■ Material shown ■
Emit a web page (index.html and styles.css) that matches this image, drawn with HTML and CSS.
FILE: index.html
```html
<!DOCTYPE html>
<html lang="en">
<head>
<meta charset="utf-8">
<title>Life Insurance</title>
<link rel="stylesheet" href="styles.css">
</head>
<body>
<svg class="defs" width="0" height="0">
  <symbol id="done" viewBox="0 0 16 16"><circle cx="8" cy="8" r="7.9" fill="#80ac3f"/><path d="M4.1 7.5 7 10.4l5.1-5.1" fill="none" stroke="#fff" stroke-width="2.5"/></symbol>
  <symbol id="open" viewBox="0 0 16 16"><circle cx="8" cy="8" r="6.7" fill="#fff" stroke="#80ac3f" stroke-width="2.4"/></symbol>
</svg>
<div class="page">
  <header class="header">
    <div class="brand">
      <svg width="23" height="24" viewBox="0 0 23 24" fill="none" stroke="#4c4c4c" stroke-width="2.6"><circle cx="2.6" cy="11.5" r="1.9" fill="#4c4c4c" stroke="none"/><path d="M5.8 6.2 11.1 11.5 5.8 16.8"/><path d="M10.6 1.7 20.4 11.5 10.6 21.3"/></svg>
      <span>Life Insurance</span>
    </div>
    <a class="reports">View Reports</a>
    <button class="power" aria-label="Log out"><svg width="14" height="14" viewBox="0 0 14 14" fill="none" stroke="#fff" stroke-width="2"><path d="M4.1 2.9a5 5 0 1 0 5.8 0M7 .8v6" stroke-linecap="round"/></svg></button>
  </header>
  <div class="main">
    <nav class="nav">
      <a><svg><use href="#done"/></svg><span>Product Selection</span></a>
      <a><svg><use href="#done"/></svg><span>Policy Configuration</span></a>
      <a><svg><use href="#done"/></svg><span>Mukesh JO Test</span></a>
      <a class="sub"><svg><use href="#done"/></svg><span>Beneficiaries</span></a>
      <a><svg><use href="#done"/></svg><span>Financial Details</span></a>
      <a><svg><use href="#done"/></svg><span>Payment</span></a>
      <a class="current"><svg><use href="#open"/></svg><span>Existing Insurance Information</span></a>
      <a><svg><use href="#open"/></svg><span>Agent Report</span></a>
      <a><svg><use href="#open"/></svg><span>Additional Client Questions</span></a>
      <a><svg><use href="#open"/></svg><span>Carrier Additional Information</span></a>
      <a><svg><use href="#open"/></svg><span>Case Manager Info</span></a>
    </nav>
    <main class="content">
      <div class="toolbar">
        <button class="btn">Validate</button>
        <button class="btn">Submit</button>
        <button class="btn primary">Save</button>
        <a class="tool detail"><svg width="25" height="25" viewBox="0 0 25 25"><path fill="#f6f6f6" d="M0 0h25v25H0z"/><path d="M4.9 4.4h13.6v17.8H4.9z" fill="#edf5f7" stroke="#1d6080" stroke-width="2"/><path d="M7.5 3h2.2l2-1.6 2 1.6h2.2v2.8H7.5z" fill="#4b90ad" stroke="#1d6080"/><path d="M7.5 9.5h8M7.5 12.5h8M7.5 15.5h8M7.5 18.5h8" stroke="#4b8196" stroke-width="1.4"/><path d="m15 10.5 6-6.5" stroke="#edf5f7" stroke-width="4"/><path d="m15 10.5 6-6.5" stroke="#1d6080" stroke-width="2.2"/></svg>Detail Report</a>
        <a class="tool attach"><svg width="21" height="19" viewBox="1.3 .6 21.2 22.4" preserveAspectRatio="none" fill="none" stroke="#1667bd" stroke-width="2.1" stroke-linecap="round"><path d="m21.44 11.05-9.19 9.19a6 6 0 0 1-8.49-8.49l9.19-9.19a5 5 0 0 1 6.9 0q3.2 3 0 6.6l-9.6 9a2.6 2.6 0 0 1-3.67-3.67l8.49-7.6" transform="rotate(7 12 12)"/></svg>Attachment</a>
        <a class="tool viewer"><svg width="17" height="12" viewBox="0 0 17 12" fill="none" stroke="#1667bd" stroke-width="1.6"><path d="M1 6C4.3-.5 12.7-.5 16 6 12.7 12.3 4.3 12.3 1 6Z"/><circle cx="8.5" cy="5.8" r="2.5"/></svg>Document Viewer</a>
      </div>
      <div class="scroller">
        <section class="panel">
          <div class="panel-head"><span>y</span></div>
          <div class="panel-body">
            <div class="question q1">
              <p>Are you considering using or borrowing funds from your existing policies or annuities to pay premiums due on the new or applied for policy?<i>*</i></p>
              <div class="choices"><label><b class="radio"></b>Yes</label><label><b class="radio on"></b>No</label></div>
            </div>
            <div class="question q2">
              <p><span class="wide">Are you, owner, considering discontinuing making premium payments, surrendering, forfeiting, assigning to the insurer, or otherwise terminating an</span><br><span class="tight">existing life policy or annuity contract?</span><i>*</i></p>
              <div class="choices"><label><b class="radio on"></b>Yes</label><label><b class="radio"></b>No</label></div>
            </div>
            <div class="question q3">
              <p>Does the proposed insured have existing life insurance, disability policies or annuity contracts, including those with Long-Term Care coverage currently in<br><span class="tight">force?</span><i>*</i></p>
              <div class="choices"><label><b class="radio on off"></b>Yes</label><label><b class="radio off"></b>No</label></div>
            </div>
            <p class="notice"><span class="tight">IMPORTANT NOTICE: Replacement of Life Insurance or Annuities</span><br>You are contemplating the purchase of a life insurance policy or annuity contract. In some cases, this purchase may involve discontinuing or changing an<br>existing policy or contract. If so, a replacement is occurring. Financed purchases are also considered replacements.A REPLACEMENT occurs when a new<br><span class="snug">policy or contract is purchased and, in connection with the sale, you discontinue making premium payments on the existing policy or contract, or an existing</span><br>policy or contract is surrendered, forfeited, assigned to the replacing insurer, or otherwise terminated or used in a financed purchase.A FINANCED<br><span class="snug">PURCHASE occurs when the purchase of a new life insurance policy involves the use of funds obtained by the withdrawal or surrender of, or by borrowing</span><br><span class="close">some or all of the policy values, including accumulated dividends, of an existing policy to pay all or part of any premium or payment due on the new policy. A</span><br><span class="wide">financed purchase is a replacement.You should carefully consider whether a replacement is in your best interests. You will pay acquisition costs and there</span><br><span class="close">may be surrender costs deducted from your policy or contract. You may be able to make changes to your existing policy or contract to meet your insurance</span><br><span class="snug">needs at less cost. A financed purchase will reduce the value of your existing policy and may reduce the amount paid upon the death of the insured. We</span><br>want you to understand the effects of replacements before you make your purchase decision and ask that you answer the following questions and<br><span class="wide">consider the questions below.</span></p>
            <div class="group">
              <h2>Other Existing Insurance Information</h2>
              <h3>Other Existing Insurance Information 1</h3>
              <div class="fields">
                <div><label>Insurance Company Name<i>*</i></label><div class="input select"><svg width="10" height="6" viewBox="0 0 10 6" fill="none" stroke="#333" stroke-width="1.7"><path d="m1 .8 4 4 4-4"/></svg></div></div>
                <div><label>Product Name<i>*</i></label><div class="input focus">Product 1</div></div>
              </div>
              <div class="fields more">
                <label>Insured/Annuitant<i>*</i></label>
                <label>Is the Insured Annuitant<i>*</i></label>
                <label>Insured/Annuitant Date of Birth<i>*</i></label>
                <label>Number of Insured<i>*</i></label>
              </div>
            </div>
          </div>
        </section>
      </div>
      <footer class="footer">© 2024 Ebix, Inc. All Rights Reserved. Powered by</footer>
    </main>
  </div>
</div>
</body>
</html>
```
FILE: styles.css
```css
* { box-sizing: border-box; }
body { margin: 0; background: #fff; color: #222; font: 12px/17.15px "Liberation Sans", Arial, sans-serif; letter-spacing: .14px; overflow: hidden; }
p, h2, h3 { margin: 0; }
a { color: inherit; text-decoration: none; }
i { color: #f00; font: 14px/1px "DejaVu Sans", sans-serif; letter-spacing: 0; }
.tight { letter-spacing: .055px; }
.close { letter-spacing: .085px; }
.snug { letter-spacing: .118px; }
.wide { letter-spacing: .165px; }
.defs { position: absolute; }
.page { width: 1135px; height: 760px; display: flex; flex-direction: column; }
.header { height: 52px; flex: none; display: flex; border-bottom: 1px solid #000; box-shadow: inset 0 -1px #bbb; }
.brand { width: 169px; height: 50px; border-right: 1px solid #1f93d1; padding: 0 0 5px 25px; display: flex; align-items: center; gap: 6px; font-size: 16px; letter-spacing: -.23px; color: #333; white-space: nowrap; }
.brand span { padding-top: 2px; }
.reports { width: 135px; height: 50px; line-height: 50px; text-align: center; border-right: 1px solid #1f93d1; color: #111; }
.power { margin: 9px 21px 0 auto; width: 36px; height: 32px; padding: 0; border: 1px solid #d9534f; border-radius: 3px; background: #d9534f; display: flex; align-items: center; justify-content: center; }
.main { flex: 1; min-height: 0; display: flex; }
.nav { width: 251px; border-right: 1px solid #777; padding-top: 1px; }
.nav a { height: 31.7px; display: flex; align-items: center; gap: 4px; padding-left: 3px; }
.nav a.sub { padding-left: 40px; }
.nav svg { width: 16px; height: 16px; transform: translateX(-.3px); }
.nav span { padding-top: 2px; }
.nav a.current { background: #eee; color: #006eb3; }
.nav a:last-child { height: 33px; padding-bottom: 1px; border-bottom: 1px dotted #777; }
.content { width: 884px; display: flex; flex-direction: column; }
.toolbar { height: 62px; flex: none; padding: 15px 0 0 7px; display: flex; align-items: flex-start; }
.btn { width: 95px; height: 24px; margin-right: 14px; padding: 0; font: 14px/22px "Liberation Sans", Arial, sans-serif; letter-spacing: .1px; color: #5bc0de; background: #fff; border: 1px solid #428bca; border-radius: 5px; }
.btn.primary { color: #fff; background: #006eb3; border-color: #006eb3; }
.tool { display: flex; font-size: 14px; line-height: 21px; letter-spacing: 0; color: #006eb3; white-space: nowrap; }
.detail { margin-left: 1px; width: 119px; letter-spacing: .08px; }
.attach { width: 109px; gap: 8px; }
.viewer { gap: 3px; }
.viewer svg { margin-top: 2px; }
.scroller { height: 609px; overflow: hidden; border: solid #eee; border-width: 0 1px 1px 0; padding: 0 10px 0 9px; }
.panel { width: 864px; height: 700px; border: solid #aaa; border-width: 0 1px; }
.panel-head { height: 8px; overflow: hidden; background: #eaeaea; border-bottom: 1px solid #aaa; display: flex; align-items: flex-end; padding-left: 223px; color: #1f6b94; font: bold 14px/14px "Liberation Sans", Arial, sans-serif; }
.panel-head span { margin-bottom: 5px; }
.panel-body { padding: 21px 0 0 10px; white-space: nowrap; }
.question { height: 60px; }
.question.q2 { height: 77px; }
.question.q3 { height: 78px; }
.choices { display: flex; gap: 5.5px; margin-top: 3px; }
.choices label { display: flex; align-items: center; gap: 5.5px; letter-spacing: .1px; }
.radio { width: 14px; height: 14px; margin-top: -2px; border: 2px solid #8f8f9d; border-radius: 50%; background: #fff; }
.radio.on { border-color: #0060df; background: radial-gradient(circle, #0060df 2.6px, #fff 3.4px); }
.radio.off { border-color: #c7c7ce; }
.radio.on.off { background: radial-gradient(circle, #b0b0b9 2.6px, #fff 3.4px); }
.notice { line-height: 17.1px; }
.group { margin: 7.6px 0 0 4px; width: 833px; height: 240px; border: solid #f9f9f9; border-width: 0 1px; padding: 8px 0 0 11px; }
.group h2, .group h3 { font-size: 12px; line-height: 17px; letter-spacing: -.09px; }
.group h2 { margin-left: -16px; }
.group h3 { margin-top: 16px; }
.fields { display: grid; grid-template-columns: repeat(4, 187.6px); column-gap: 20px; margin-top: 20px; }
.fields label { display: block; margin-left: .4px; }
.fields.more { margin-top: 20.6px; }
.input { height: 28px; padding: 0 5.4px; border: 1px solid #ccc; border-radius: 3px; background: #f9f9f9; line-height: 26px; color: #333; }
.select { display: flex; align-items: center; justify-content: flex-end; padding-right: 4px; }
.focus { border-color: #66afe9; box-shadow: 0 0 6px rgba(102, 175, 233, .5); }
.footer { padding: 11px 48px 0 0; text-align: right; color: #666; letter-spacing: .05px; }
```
* * *
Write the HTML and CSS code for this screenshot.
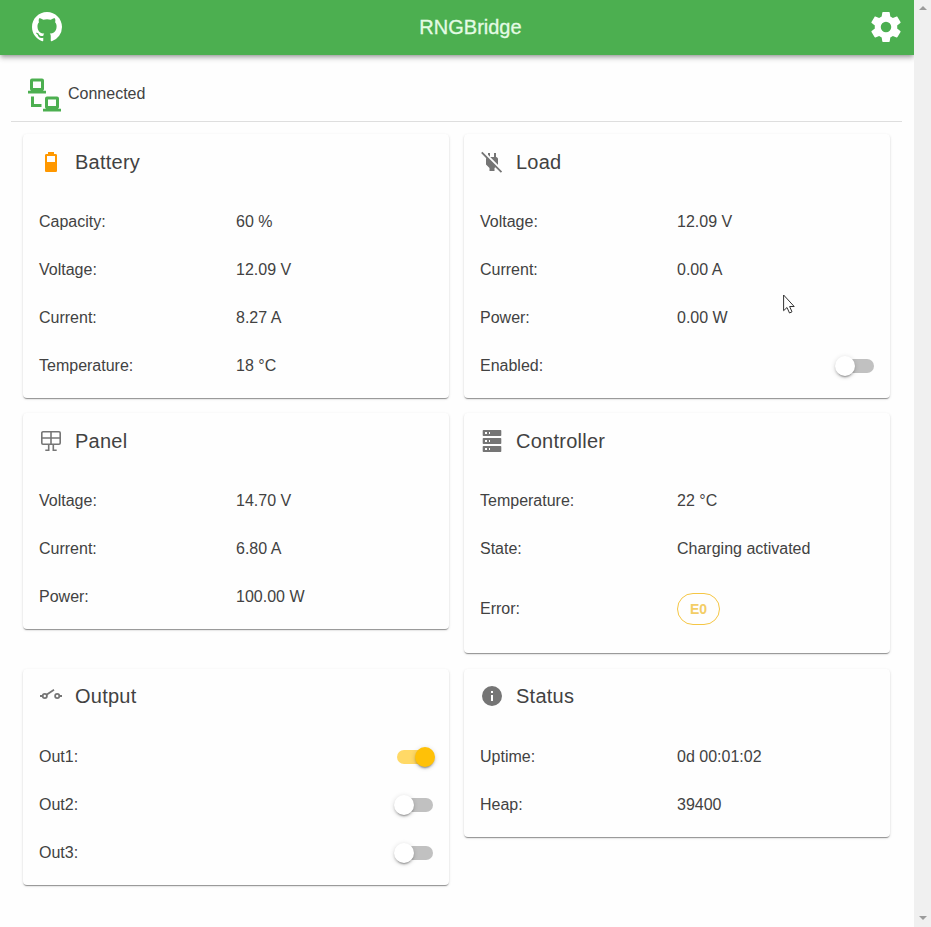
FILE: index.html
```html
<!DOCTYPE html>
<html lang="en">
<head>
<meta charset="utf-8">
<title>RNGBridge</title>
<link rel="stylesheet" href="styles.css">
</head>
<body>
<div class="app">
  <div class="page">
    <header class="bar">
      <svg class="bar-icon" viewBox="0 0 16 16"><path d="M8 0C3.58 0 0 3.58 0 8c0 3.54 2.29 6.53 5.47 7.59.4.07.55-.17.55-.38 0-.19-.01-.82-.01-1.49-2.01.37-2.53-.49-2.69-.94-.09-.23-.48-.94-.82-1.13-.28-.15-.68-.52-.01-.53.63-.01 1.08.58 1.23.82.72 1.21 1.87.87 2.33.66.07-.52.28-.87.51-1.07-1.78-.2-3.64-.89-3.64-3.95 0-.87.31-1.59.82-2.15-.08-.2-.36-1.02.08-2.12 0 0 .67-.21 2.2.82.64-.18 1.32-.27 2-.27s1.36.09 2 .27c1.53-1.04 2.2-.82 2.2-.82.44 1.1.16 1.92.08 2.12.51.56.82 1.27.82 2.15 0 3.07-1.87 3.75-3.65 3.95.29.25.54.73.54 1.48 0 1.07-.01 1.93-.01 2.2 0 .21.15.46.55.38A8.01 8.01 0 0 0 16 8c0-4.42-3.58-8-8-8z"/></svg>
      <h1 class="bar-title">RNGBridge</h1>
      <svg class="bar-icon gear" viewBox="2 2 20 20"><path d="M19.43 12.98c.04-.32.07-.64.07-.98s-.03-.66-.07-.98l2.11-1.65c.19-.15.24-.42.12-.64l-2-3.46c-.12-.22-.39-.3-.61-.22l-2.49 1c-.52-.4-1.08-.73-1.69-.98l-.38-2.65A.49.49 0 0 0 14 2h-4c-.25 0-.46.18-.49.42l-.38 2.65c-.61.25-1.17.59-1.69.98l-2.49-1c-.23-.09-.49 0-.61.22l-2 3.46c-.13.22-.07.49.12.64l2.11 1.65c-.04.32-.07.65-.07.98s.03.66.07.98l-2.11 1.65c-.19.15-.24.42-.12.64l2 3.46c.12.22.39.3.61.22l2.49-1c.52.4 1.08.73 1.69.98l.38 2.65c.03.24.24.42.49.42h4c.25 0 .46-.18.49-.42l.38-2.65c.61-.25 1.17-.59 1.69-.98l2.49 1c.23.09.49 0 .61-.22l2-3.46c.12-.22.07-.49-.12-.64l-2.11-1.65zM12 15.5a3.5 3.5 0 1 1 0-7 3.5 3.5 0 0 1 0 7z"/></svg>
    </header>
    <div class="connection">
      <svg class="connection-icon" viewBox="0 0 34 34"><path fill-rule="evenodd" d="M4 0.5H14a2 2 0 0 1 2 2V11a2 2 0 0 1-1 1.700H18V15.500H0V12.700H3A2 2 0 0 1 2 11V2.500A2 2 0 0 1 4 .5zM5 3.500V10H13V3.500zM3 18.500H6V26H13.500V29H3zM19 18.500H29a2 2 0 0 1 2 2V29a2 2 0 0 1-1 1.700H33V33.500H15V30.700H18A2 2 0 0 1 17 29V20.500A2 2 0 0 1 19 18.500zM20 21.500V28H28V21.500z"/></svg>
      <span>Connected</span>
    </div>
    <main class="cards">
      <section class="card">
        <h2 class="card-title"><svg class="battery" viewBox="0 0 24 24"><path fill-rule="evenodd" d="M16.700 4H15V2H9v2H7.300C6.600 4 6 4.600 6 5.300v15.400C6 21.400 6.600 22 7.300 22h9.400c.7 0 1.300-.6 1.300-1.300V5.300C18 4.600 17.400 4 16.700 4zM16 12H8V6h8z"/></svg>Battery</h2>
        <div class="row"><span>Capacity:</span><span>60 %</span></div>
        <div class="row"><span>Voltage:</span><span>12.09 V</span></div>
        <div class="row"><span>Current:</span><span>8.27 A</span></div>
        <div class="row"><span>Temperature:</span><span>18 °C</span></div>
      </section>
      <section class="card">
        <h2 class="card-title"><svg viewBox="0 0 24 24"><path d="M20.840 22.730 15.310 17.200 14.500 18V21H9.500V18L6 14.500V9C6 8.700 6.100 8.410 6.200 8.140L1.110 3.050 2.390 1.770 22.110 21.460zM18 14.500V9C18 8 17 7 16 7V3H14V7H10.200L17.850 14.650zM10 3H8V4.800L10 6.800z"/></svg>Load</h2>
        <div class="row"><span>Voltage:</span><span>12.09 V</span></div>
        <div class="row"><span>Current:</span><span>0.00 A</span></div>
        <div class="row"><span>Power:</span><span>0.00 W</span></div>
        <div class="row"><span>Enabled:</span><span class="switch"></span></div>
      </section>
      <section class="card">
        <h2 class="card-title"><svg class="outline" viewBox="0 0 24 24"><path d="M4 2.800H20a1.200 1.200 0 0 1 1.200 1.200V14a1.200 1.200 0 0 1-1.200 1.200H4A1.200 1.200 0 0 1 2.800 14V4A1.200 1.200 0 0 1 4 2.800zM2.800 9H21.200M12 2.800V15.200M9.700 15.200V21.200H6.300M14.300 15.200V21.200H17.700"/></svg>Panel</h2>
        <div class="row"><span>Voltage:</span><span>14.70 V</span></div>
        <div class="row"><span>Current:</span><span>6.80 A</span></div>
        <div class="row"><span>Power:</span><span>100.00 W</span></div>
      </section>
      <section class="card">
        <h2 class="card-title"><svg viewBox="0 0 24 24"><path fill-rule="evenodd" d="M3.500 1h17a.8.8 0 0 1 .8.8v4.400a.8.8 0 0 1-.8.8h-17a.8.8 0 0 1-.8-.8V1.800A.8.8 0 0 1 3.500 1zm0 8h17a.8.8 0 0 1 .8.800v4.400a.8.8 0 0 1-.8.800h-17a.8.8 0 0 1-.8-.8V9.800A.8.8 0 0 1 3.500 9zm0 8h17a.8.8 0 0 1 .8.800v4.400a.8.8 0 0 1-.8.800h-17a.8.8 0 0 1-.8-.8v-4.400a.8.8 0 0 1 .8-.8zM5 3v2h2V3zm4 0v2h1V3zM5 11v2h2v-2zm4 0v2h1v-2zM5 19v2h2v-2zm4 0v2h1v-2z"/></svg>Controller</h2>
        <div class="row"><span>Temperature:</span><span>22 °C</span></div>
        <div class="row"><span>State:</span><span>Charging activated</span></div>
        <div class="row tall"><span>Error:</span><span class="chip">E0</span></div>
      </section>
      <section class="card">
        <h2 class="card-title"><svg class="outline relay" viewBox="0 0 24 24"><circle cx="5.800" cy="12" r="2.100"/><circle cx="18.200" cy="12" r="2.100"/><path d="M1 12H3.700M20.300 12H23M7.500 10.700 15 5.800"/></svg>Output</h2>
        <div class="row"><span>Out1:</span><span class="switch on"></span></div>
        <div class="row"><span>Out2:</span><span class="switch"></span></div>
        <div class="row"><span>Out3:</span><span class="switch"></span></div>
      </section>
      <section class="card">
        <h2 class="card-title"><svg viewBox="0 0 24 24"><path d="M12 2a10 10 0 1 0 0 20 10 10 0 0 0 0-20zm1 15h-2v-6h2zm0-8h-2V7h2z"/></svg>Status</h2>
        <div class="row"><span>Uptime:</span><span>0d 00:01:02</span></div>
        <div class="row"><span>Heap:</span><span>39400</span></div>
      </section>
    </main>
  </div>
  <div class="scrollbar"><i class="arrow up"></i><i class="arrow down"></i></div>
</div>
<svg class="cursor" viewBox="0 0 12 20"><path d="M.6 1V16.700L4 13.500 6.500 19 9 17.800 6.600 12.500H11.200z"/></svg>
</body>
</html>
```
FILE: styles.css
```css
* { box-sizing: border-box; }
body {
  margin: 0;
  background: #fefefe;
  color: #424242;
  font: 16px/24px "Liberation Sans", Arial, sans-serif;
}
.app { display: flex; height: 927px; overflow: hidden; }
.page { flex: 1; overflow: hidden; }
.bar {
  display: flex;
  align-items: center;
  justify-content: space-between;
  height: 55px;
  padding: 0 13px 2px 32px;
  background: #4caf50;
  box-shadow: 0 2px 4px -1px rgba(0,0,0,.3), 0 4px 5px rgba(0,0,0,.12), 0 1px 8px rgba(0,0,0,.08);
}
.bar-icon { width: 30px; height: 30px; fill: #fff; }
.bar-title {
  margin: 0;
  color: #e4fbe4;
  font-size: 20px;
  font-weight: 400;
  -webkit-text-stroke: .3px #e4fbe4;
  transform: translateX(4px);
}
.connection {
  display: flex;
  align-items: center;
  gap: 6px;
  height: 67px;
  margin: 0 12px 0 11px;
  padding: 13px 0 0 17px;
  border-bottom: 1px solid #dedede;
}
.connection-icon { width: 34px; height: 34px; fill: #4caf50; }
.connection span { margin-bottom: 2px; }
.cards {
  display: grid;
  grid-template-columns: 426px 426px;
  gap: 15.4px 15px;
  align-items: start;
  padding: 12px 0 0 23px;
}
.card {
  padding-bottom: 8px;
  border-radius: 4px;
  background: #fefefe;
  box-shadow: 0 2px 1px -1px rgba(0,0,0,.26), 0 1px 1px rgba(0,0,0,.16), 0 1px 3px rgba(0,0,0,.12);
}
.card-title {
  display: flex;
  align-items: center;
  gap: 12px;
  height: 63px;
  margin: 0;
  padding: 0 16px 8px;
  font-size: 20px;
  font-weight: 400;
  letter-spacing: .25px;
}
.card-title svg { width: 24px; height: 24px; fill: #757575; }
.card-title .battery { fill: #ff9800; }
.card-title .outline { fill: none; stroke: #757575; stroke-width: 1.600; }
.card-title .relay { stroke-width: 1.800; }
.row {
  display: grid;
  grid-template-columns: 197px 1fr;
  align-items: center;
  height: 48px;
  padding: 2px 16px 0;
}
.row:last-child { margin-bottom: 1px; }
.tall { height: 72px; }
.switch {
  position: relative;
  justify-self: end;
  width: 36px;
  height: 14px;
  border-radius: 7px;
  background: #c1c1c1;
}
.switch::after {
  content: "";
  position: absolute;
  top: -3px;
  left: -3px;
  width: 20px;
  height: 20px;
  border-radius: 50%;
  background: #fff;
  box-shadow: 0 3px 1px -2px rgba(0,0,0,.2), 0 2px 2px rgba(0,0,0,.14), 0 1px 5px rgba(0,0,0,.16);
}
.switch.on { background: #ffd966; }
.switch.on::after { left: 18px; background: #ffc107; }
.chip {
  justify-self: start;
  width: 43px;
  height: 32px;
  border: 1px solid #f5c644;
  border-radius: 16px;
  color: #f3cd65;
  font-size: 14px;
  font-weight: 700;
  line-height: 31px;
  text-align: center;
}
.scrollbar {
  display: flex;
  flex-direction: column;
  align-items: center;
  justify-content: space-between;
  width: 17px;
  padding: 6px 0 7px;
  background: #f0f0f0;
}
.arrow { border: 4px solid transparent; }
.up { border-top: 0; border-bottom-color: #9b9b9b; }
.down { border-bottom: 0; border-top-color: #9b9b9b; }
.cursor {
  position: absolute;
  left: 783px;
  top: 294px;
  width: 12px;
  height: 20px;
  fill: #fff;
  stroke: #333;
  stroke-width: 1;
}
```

■ Prompt ■
Locate all lines holding the word "page", then copy them out.

■ Result of this exercise ■
Emit a web page (index.html and styles.css) that matches this image, drawn with HTML and CSS.
<div class="page">
.page { width: 1135px; height: 760px; display: flex; flex-direction: column; }
  <div class="page">
.page { flex: 1; overflow: hidden; }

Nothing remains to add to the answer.